=== Directive ===
Write out the listing below exactly, and omit any images you find in it.

---*---

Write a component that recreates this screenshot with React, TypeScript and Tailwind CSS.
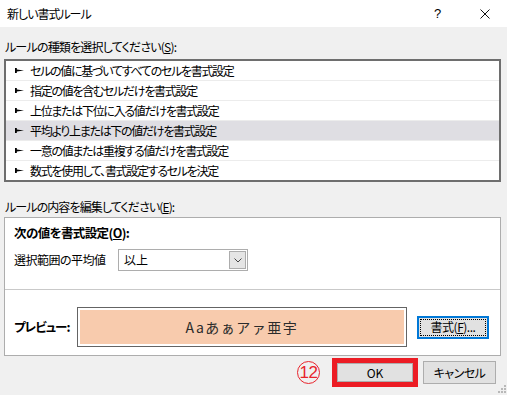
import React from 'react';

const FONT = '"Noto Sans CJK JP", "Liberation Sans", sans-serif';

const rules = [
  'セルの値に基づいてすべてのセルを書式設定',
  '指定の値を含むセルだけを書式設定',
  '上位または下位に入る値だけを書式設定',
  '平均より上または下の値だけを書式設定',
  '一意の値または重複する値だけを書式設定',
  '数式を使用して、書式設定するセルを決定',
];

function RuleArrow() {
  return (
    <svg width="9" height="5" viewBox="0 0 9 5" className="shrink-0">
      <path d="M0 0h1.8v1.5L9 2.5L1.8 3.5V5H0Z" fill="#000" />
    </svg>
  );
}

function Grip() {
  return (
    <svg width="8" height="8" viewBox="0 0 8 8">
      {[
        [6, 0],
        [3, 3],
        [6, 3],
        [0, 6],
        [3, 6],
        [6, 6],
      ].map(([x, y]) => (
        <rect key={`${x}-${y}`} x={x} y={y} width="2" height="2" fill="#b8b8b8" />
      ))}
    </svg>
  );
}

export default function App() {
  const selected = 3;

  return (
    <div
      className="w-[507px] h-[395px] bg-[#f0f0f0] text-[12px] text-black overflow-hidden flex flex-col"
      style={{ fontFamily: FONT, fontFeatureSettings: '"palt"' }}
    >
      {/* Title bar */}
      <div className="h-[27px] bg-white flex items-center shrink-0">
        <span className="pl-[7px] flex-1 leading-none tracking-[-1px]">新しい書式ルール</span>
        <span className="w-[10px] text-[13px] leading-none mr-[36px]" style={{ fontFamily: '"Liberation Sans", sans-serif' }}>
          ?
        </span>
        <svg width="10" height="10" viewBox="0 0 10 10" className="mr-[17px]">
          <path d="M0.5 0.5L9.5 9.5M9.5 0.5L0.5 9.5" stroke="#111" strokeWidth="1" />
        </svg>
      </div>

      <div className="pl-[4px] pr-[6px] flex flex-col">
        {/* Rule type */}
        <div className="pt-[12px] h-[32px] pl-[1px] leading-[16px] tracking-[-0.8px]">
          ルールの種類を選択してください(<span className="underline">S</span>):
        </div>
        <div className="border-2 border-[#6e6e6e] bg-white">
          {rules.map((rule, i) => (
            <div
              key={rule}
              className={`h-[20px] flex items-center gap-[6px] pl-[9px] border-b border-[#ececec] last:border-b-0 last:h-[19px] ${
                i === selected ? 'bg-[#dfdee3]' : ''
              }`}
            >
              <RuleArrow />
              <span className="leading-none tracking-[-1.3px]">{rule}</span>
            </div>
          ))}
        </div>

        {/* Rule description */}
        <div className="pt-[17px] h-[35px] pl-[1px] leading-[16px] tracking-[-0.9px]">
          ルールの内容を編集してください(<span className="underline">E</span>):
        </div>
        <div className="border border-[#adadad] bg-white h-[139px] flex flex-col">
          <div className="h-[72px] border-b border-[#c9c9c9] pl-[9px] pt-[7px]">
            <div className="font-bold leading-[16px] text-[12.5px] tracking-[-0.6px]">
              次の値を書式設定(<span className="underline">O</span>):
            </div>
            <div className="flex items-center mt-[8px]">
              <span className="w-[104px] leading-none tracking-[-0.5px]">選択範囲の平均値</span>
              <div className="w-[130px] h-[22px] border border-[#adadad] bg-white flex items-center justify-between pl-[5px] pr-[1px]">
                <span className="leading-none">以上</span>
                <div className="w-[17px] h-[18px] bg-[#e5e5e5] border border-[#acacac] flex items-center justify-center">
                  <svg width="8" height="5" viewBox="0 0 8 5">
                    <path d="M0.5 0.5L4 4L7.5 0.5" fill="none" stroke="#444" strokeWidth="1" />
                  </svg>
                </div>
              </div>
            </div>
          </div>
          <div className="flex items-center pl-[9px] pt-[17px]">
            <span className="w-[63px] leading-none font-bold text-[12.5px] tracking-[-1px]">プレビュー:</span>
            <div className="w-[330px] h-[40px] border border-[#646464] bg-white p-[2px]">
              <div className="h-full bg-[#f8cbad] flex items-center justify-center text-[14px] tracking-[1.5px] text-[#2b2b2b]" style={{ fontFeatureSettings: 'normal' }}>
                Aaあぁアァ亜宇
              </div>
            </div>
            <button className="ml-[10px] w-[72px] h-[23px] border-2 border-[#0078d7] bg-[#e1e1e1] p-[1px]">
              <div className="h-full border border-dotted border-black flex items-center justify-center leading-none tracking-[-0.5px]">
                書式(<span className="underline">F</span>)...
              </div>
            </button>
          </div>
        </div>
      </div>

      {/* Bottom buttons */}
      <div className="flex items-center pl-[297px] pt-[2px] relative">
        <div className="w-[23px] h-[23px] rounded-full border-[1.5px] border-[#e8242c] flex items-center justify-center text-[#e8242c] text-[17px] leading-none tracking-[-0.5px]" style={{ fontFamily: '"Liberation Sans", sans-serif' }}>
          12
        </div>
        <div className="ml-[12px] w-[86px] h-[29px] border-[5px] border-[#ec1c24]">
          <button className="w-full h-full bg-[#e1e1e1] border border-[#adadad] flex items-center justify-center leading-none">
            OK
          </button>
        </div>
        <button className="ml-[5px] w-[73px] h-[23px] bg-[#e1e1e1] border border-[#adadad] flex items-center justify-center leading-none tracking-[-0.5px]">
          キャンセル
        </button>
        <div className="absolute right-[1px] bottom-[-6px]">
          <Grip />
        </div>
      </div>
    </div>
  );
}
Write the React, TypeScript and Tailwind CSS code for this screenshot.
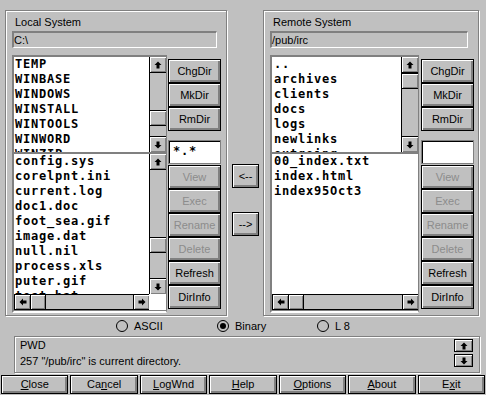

---*---

=== Output below ===
Write a component that recreates this screenshot with React, TypeScript and Tailwind CSS.
import React from 'react';

const FONT = '"Noto Sans CJK JP", "Liberation Sans", sans-serif';

const rules = [
  'セルの値に基づいてすべてのセルを書式設定',
  '指定の値を含むセルだけを書式設定',
  '上位または下位に入る値だけを書式設定',
  '平均より上または下の値だけを書式設定',
  '一意の値または重複する値だけを書式設定',
  '数式を使用して、書式設定するセルを決定',
];

function RuleArrow() {
  return (
    <svg width="9" height="5" viewBox="0 0 9 5" className="shrink-0">
      <path d="M0 0h1.8v1.5L9 2.5L1.8 3.5V5H0Z" fill="#000" />
    </svg>
  );
}

function Grip() {
  return (
    <svg width="8" height="8" viewBox="0 0 8 8">
      {[
        [6, 0],
        [3, 3],
        [6, 3],
        [0, 6],
        [3, 6],
        [6, 6],
      ].map(([x, y]) => (
        <rect key={`${x}-${y}`} x={x} y={y} width="2" height="2" fill="#b8b8b8" />
      ))}
    </svg>
  );
}

export default function App() {
  const selected = 3;

  return (
    <div
      className="w-[507px] h-[395px] bg-[#f0f0f0] text-[12px] text-black overflow-hidden flex flex-col"
      style={{ fontFamily: FONT, fontFeatureSettings: '"palt"' }}
    >
      {/* Title bar */}
      <div className="h-[27px] bg-white flex items-center shrink-0">
        <span className="pl-[7px] flex-1 leading-none tracking-[-1px]">新しい書式ルール</span>
        <span className="w-[10px] text-[13px] leading-none mr-[36px]" style={{ fontFamily: '"Liberation Sans", sans-serif' }}>
          ?
        </span>
        <svg width="10" height="10" viewBox="0 0 10 10" className="mr-[17px]">
          <path d="M0.5 0.5L9.5 9.5M9.5 0.5L0.5 9.5" stroke="#111" strokeWidth="1" />
        </svg>
      </div>

      <div className="pl-[4px] pr-[6px] flex flex-col">
        {/* Rule type */}
        <div className="pt-[12px] h-[32px] pl-[1px] leading-[16px] tracking-[-0.8px]">
          ルールの種類を選択してください(<span className="underline">S</span>):
        </div>
        <div className="border-2 border-[#6e6e6e] bg-white">
          {rules.map((rule, i) => (
            <div
              key={rule}
              className={`h-[20px] flex items-center gap-[6px] pl-[9px] border-b border-[#ececec] last:border-b-0 last:h-[19px] ${
                i === selected ? 'bg-[#dfdee3]' : ''
              }`}
            >
              <RuleArrow />
              <span className="leading-none tracking-[-1.3px]">{rule}</span>
            </div>
          ))}
        </div>

        {/* Rule description */}
        <div className="pt-[17px] h-[35px] pl-[1px] leading-[16px] tracking-[-0.9px]">
          ルールの内容を編集してください(<span className="underline">E</span>):
        </div>
        <div className="border border-[#adadad] bg-white h-[139px] flex flex-col">
          <div className="h-[72px] border-b border-[#c9c9c9] pl-[9px] pt-[7px]">
            <div className="font-bold leading-[16px] text-[12.5px] tracking-[-0.6px]">
              次の値を書式設定(<span className="underline">O</span>):
            </div>
            <div className="flex items-center mt-[8px]">
              <span className="w-[104px] leading-none tracking-[-0.5px]">選択範囲の平均値</span>
              <div className="w-[130px] h-[22px] border border-[#adadad] bg-white flex items-center justify-between pl-[5px] pr-[1px]">
                <span className="leading-none">以上</span>
                <div className="w-[17px] h-[18px] bg-[#e5e5e5] border border-[#acacac] flex items-center justify-center">
                  <svg width="8" height="5" viewBox="0 0 8 5">
                    <path d="M0.5 0.5L4 4L7.5 0.5" fill="none" stroke="#444" strokeWidth="1" />
                  </svg>
                </div>
              </div>
            </div>
          </div>
          <div className="flex items-center pl-[9px] pt-[17px]">
            <span className="w-[63px] leading-none font-bold text-[12.5px] tracking-[-1px]">プレビュー:</span>
            <div className="w-[330px] h-[40px] border border-[#646464] bg-white p-[2px]">
              <div className="h-full bg-[#f8cbad] flex items-center justify-center text-[14px] tracking-[1.5px] text-[#2b2b2b]" style={{ fontFeatureSettings: 'normal' }}>
                Aaあぁアァ亜宇
              </div>
            </div>
            <button className="ml-[10px] w-[72px] h-[23px] border-2 border-[#0078d7] bg-[#e1e1e1] p-[1px]">
              <div className="h-full border border-dotted border-black flex items-center justify-center leading-none tracking-[-0.5px]">
                書式(<span className="underline">F</span>)...
              </div>
            </button>
          </div>
        </div>
      </div>

      {/* Bottom buttons */}
      <div className="flex items-center pl-[297px] pt-[2px] relative">
        <div className="w-[23px] h-[23px] rounded-full border-[1.5px] border-[#e8242c] flex items-center justify-center text-[#e8242c] text-[17px] leading-none tracking-[-0.5px]" style={{ fontFamily: '"Liberation Sans", sans-serif' }}>
          12
        </div>
        <div className="ml-[12px] w-[86px] h-[29px] border-[5px] border-[#ec1c24]">
          <button className="w-full h-full bg-[#e1e1e1] border border-[#adadad] flex items-center justify-center leading-none">
            OK
          </button>
        </div>
        <button className="ml-[5px] w-[73px] h-[23px] bg-[#e1e1e1] border border-[#adadad] flex items-center justify-center leading-none tracking-[-0.5px]">
          キャンセル
        </button>
        <div className="absolute right-[1px] bottom-[-6px]">
          <Grip />
        </div>
      </div>
    </div>
  );
}
Write the React, TypeScript and Tailwind CSS code for this screenshot.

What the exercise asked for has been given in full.